TASK OBJECTIVE ->
In the listing that follows, count the lines holding the word "screenshot" and report only that number.

<<<<

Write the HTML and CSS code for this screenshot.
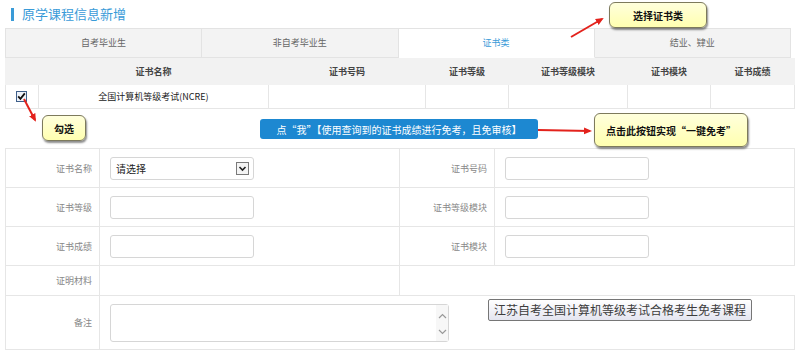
FILE: index.html
```html
<!DOCTYPE html>
<html>
<head>
    <meta charset="utf-8">
    <title>原学课程信息新增</title>
    <link rel="stylesheet" href="styles.css">
</head>
<body>
    <div class="page">
        <h2 class="title">原学课程信息新增</h2>

        <div class="tabs">
            <div class="tab">自考毕业生</div>
            <div class="tab">非自考毕业生</div>
            <div class="tab active">证书类</div>
            <div class="tab">结业、肄业</div>
        </div>

        <table class="cert">
            <colgroup>
                <col style="width:33px"><col style="width:230px"><col style="width:157px">
                <col style="width:83px"><col style="width:119px"><col style="width:83px"><col style="width:84px">
            </colgroup>
            <tr>
                <th></th>
                <th>证书名称</th>
                <th>证书号码</th>
                <th>证书等级</th>
                <th>证书等级模块</th>
                <th>证书模块</th>
                <th>证书成绩</th>
            </tr>
            <tr>
                <td class="chk">
                    <svg width="11" height="11" viewBox="0 0 11 11">
                        <rect x="0.5" y="0.5" width="10" height="10" fill="#eef3fa" stroke="#3f5f8a"/>
                        <path d="M2.2 5.4 L4.4 7.8 L8.8 2.4" fill="none" stroke="#111" stroke-width="1.8"/>
                    </svg>
                </td>
                <td>全国计算机等级考试(NCRE)</td>
                <td></td><td></td><td></td><td></td><td></td>
            </tr>
        </table>

        <div class="actions">
            <button class="btn-free">点“我”【使用查询到的证书成绩进行免考，且免审核】</button>
        </div>

        <table class="form">
            <colgroup>
                <col style="width:94px"><col style="width:300px"><col style="width:95px"><col style="width:300px">
            </colgroup>
            <tr class="row">
                <th>证书名称</th>
                <td>
                    <div class="select">
                        <span>请选择</span>
                        <span class="caret">
                            <svg width="11" height="11" viewBox="0 0 11 11">
                                <path d="M2.5 4 L5.5 7 L8.5 4" fill="none" stroke="#222" stroke-width="1.6"/>
                            </svg>
                        </span>
                    </div>
                </td>
                <th>证书号码</th>
                <td><input class="field" type="text"></td>
            </tr>
            <tr class="row">
                <th>证书等级</th>
                <td><input class="field" type="text"></td>
                <th>证书等级模块</th>
                <td><input class="field" type="text"></td>
            </tr>
            <tr class="row">
                <th>证书成绩</th>
                <td><input class="field" type="text"></td>
                <th>证书模块</th>
                <td><input class="field" type="text"></td>
            </tr>
            <tr class="row-file">
                <th>证明材料</th>
                <td></td>
                <td class="blank" colspan="2"></td>
            </tr>
            <tr class="row-memo">
                <th>备注</th>
                <td colspan="3">
                    <div class="memo">
                        <div class="memo-bar">
                            <svg width="9" height="6" viewBox="0 0 9 6"><path d="M1 5 L4.5 1.5 L8 5" fill="none" stroke="#999" stroke-width="1.2"/></svg>
                            <svg width="9" height="6" viewBox="0 0 9 6"><path d="M1 1 L4.5 4.5 L8 1" fill="none" stroke="#999" stroke-width="1.2"/></svg>
                        </div>
                    </div>
                </td>
            </tr>
        </table>
    </div>

    <!-- annotations drawn over the screenshot -->
    <svg class="arrows" width="799" height="357" viewBox="0 0 799 357">
        <defs>
            <marker id="head" markerWidth="8" markerHeight="8" refX="6" refY="4" orient="auto" markerUnits="userSpaceOnUse">
                <path d="M0 0.5 L8 4 L0 7.5 Z" fill="#e3221c"/>
            </marker>
        </defs>
        <line x1="571" y1="37" x2="602" y2="19" stroke="#e3221c" stroke-width="2" marker-end="url(#head)"/>
        <line x1="24" y1="99" x2="35" y2="120" stroke="#e3221c" stroke-width="2" marker-end="url(#head)"/>
        <line x1="538" y1="130" x2="590" y2="131" stroke="#e3221c" stroke-width="2" marker-end="url(#head)"/>
    </svg>
    <div class="note note-tab">选择证书类</div>
    <div class="note note-check">勾选</div>
    <div class="note note-btn">点击此按钮实现“一键免考”</div>
    <div class="tip">江苏自考全国计算机等级考试合格考生免考课程</div>
</body>
</html>
```

FILE: styles.css
```css
body {
    margin: 0;
    font-family: "Noto Sans CJK SC", "Noto Sans", sans-serif;
    font-size: 9px;
    color: #333;
    background: #fff;
}
.page {
    padding: 0 5px;
}
.title {
    margin: 0;
    height: 28px;
    line-height: 28px;
    padding-left: 17px;
    font-size: 13px;
    font-weight: normal;
    color: #3a9bd8;
    position: relative;
}
.title::before {
    content: "";
    position: absolute;
    left: 6px;
    top: 8px;
    width: 3px;
    height: 13px;
    background: #3a9bd8;
}
.tabs {
    display: flex;
    width: 785px;
    border-top: 1px solid #e3e3e3;
    border-left: 1px solid #e3e3e3;
}
.tab {
    flex: 1;
    height: 28px;
    line-height: 28px;
    text-align: center;
    color: #666;
    background: #f3f3f3;
    border-right: 1px solid #e3e3e3;
    border-bottom: 1px solid #e3e3e3;
}
.tab.active {
    background: #fff;
    color: #3a9bd8;
    border-bottom-color: #fff;
}
.cert {
    width: 789px;
    table-layout: fixed;
    border-collapse: collapse;
}
.cert th {
    height: 25px;
    background: #f2f2f2;
    font-weight: bold;
    color: #444;
    padding: 0;
    border: 1px solid #f2f2f2;
}
.cert td {
    height: 23px;
    text-align: center;
    padding: 0;
    border: 1px solid #e6e6e6;
    color: #222;
}
.cert td.chk svg {
    display: block;
    margin: 0 0 0 10px;
}
.actions {
    height: 39px;
    padding-left: 255px;
    box-sizing: border-box;
    padding-top: 10px;
}
.btn-free {
    height: 20px;
    width: 278px;
    border: none;
    border-radius: 3px;
    background: #1d88d1;
    color: #fff;
    font-family: inherit;
    font-size: 10px;
    padding: 0;
}
.form {
    width: 789px;
    table-layout: fixed;
    border-collapse: collapse;
}
.form th,
.form td {
    border: 1px solid #e6e6e6;
    padding: 0;
}
.form th {
    font-weight: normal;
    color: #888;
    text-align: right;
    padding-right: 7px;
}
.form td {
    padding-left: 10px;
}
.form .row th,
.form .row td {
    height: 38px;
}
.form .row-file th,
.form .row-file td {
    height: 29px;
}
.form .row-memo th,
.form .row-memo td {
    height: 53px;
}
.form td.blank {
    border-right: none;
}
.field,
.select {
    display: block;
    box-sizing: border-box;
    width: 144px;
    height: 23px;
    border: 1px solid #d6d6d6;
    border-radius: 3px;
    margin: 0;
}
.select {
    display: flex;
    align-items: center;
    justify-content: space-between;
    padding: 0 4px 0 5px;
    font-size: 10px;
    color: #222;
}
.caret {
    display: flex;
    width: 11px;
    height: 11px;
    border: 1px solid #7a7a7a;
    background: #f4f4f4;
}
.memo {
    box-sizing: border-box;
    width: 339px;
    height: 38px;
    border: 1px solid #d6d6d6;
    border-radius: 3px;
    display: flex;
    justify-content: flex-end;
}
.memo-bar {
    width: 12px;
    background: #f7f7f7;
    display: flex;
    flex-direction: column;
    justify-content: space-between;
    align-items: center;
    padding: 8px 0 6px;
}
.memo-bar svg {
    display: block;
}
.arrows {
    position: absolute;
    left: 0;
    top: 0;
    pointer-events: none;
}
.note {
    position: absolute;
    box-sizing: border-box;
    border: 1px solid #7d7a5c;
    border-radius: 6px;
    background: linear-gradient(#ffffdc, #ffffb0);
    box-shadow: 1px 2px 2px rgba(0, 0, 0, 0.45);
    font-size: 10px;
    font-weight: bold;
    color: #111;
    display: flex;
    align-items: center;
    justify-content: center;
}
.note-tab {
    left: 609px;
    top: 2px;
    width: 98px;
    height: 26px;
}
.note-check {
    left: 42px;
    top: 115px;
    width: 44px;
    height: 26px;
}
.note-btn {
    left: 594px;
    top: 113px;
    width: 154px;
    height: 34px;
}
.tip {
    position: absolute;
    left: 488px;
    top: 299px;
    height: 22px;
    box-sizing: border-box;
    padding: 0 5px;
    border: 1px solid #767676;
    border-radius: 2px;
    background: linear-gradient(#ffffff, #e4e5f0);
    font-size: 12px;
    line-height: 20px;
    color: #3c3c3c;
}
```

>>>>

COMPLETED EXERCISE ->
2